Mentre, sempre a Repubblica, ha detto: “Quelli che erano limiti trascurabili prima della pandemia, e del Recovery in particolare, assumono oggi una dimensione più rilevante. Un certo doping comunicativo, un certo grado di accentramento rischiano di diventare ostacoli più che strumenti. Per questo dobbiamo stabilire un metodo quanto più possibile collegiale e inclusivo”. Quindi ha aggiunto: “Lo dice la Costituzione che la responsabilità di coordinamento è in capo al presidente del Consiglio. In una fase così delicata in Cdm non possono arrivare norme su cui non è maturato il necessario consenso. Gli strappi bisogna prevenirli, ricucire è più difficile. Naturalmente il presupposto è anche che ci sia collaborazione da parte di tutti. Il che non mi è apparso sempre vero”.

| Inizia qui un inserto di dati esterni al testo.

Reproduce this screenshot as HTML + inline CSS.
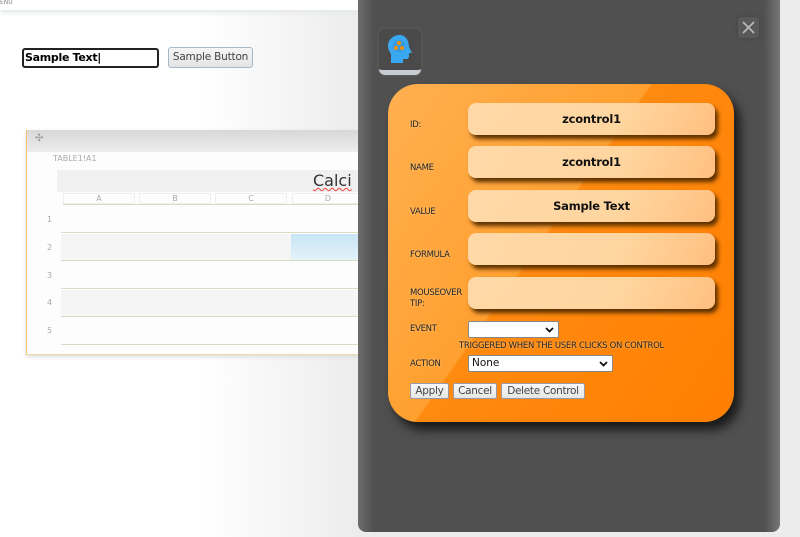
<!DOCTYPE html>
<html><head><meta charset="utf-8">
<style>
*{box-sizing:border-box;margin:0;padding:0}
body{width:800px;height:537px;overflow:hidden;position:relative;background:#fff;font-family:"DejaVu Sans","Liberation Sans",sans-serif}
.abs{position:absolute}
.bgfade{left:0;top:0;width:800px;height:537px;background:linear-gradient(90deg,#fff 0,#fff 200px,#ececec 360px)}
.hdr{left:0;top:0;width:360px;height:10px;background:#fff;box-shadow:0 3px 5px #e6eaea;font-size:6px;color:#888;line-height:6px}
.inp{left:22px;top:48px;width:137px;height:20px;border:2px solid #222;border-radius:3px;background:#fff;font-size:11px;font-weight:bold;padding:1px 1px;line-height:14px;letter-spacing:-0.3px}
.btn{left:168px;top:47px;width:85px;height:21px;border:1px solid #a8b8c8;border-radius:3px;background:linear-gradient(#f6f6f6,#e4e4e4);font-size:10.5px;color:#444;text-align:center;line-height:19px;letter-spacing:-0.2px}
.sheet{left:26px;top:130px;width:340px;height:225px;border-left:1px solid #f5c070;border-bottom:1px solid #f0d8a8;background:#fdfdfd;box-shadow:0 2px 4px #ddd}
.sbar{left:0;top:0;width:340px;height:22px;background:linear-gradient(#d8d8d8,#ececec)}
.row{position:absolute;left:34px;width:310px;height:27px;border-bottom:1px solid #d8dcc0}
.rn{position:absolute;left:20px;font-size:8px;color:#aaa}
.panel{left:358px;top:0;width:422px;height:532px;border-radius:0 0 8px 8px;background:linear-gradient(90deg,#6c6c6c 0,#505050 16px,#505050 406px,#777 422px)}
.card{left:388px;top:84px;width:346px;height:338px;border-radius:30px;background:linear-gradient(125deg,#ffb050 0%,#ffa030 45%,#ff8a10 45.5%,#ff7f00 100%);box-shadow:6px 8px 10px #1a1a1a}
.lab{position:absolute;left:22px;font-size:8.5px;color:#222;text-shadow:0 0 2px #ffd090;letter-spacing:-0.3px}
.fld{position:absolute;left:80px;width:247px;height:32px;border-radius:8px;background:linear-gradient(120deg,#ffd8a8,#ffd6a0 60%,#ffbf80);box-shadow:3px 4px 4px #5a3000;text-align:center;font-size:11.5px;font-weight:bold;line-height:32px;color:#111;letter-spacing:-0.2px}
.sel{position:absolute;left:80px;height:17px;border:1px solid #888;border-radius:2px;background:#fff;font-size:10.5px;line-height:15px;padding-left:3px;color:#111}
.sel svg{position:absolute;right:4px;top:5px}
.b{position:absolute;top:299px;height:16px;border:1px solid #99a;border-radius:2px;background:linear-gradient(#f8f8f8,#e6e6e6);font-size:10.5px;line-height:14px;text-align:center;color:#444;letter-spacing:-0.3px}
</style></head><body>
<div class="abs bgfade"></div>
<div class="abs hdr">ENU</div>
<div class="abs inp">Sample Text|</div>
<div class="abs btn">Sample Button</div>
<div class="abs sheet">
 <div class="abs sbar"><span style="position:absolute;left:8px;top:3px;font-size:10px;color:#999">✣</span></div>
 <div class="abs" style="left:26px;top:24px;font-size:8px;color:#aaa">TABLE1!A1</div>
 <div class="abs" style="left:30px;top:40px;width:310px;height:22px;background:#f0f0f0"></div>
 <div class="abs" style="left:286px;top:41px;font-size:16px;color:#333;text-decoration:underline wavy #e44 1px">Calci</div>
 <div class="abs" style="left:36px;top:63px;width:306px;height:12px;border-bottom:1px solid #d8dcc0;font-size:8px;color:#aaa">
  <span style="position:absolute;left:0;width:72px;text-align:center;border:1px solid #eee">A</span>
  <span style="position:absolute;left:76px;width:72px;text-align:center;border:1px solid #eee">B</span>
  <span style="position:absolute;left:152px;width:72px;text-align:center;border:1px solid #eee">C</span>
  <span style="position:absolute;left:229px;width:72px;text-align:center;border:1px solid #eee">D</span>
 </div>
 <div class="row" style="top:76px"></div><span class="rn" style="top:85px">1</span>
 <div class="row" style="top:104px;background:#f5f5f5"><div style="position:absolute;left:230px;top:0;width:80px;height:26px;background:linear-gradient(#c8e4f4,#e4f2fa)"></div></div><span class="rn" style="top:113px">2</span>
 <div class="row" style="top:132px"></div><span class="rn" style="top:141px">3</span>
 <div class="row" style="top:160px;background:#f5f5f5"></div><span class="rn" style="top:168px">4</span>
 <div class="row" style="top:188px"></div><span class="rn" style="top:196px">5</span>
</div>
<div class="abs panel"></div>
<div class="abs" style="left:738px;top:17px;width:21px;height:21px;border-radius:3px;background:#595959;box-shadow:0 0 4px #444">
<svg width="21" height="21"><path d="M5 5L16 16M16 5L5 16" stroke="#bbb" stroke-width="1.6"/></svg></div>
<div class="abs" style="left:379px;top:29px;width:42px;height:46px;border-radius:6px;background:#4a4a4a;border-bottom:5px solid #c8ccd4;box-shadow:0 0 3px #666">
<svg width="42" height="41" viewBox="0 0 42 41"><path d="M21 6c-7 0-12 5-12 11 0 4 2 6 3 8v9h12v-4h3c2 0 3-1 3-3v-3h3l-3-6c0-7-4-12-9-12z" fill="#3aa8f0"/><circle cx="20" cy="17" r="6" fill="#2a7fc0" opacity=".35"/><circle cx="20" cy="14" r="2" fill="#f59000"/><circle cx="17" cy="19" r="2" fill="#f59000"/><circle cx="23" cy="19" r="2" fill="#f59000"/></svg></div>
<div class="abs card">
 <div class="lab" style="top:36px">ID:</div><div class="fld" style="top:19px">zcontrol1</div>
 <div class="lab" style="top:79px">NAME</div><div class="fld" style="top:62px">zcontrol1</div>
 <div class="lab" style="top:123px">VALUE</div><div class="fld" style="top:106px">Sample Text</div>
 <div class="lab" style="top:166px">FORMULA</div><div class="fld" style="top:149px"></div>
 <div class="lab" style="top:204px;line-height:11px">MOUSEOVER<br>TIP:</div><div class="fld" style="top:193px"></div>
 <div class="lab" style="top:240px">EVENT</div><div class="sel" style="top:237px;width:91px"><svg width="9" height="6"><path d="M1 1L4.5 4.5L8 1" stroke="#111" stroke-width="1.8" fill="none"/></svg></div>
 <div class="lab" style="left:71px;top:257px;font-size:8.5px">TRIGGERED WHEN THE USER CLICKS ON CONTROL</div>
 <div class="lab" style="top:275px">ACTION</div><div class="sel" style="top:271px;width:145px">None<svg width="9" height="6"><path d="M1 1L4.5 4.5L8 1" stroke="#111" stroke-width="1.8" fill="none"/></svg></div>
 <div class="b" style="left:22px;width:39px">Apply</div>
 <div class="b" style="left:65px;width:44px">Cancel</div>
 <div class="b" style="left:113px;width:84px">Delete Control</div>
</div>
</body></html>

Orlando ha anche avanzato una proposta: ”Ritengo necessario individuare intorno a Conte figure di più stretto raccordo con la maggioranza: non mi riferisco a ministri, ma a ruoli di staff. A una situazione straordinaria come quella che si è determinata deve corrispondere un’organizzazione nuova. Altrimenti la fragilità della macchina rischia di non reggere all’ondata di piena”. Per il vicesegretario del Pd, “primo, occorre diminuire l’ansia comunicativa. Si comunica solo quando le cose sono consolidate. Altrimenti si crea un corto circuito come sabato mattina: eravamo seduti al tavolo sul programma quando abbiamo appreso da un’intervista rilasciata proprio a “Repubblica” che lunedì il Recovery plan sarebbe approdato in Cdm. Subito abbiamo chiesto di capire se le due cose camminavano insieme: se fossero andate in direzioni diverse, una delle due rischiava di diventare inutile”. Per Orlando inoltre, “l’attività istruttoria di Palazzo Chigi deve incrociarsi di più con quella dei ministri, anche perché il Recovery è uno strumento trasversale: su alcune questioni cruciali il consenso è indispensabile. E poi serve maggiore solidarietà nella maggioranza per evitare che il confronto interno degeneri in uno scontro politico che fa male a tutti. Non è possibile che nel giorno in cui la Camera dava l’ok al Mes e ai nuovi decreti Sicurezza, sui giornali si è parlato solo del duello Conte-Renzi”. Orlando però si è anche detto fiducioso che la frattura fra Conte e Renzi si ricomporrà: “Sì, perché se così non fosse sarebbe la fine delle parti in lotta. Credo che nessuno voglia passare alla storia come colui che non è riuscito a trovare un punto di equilibrio in uno dei periodi più drammatici per il Paese dal dopoguerra a oggi”.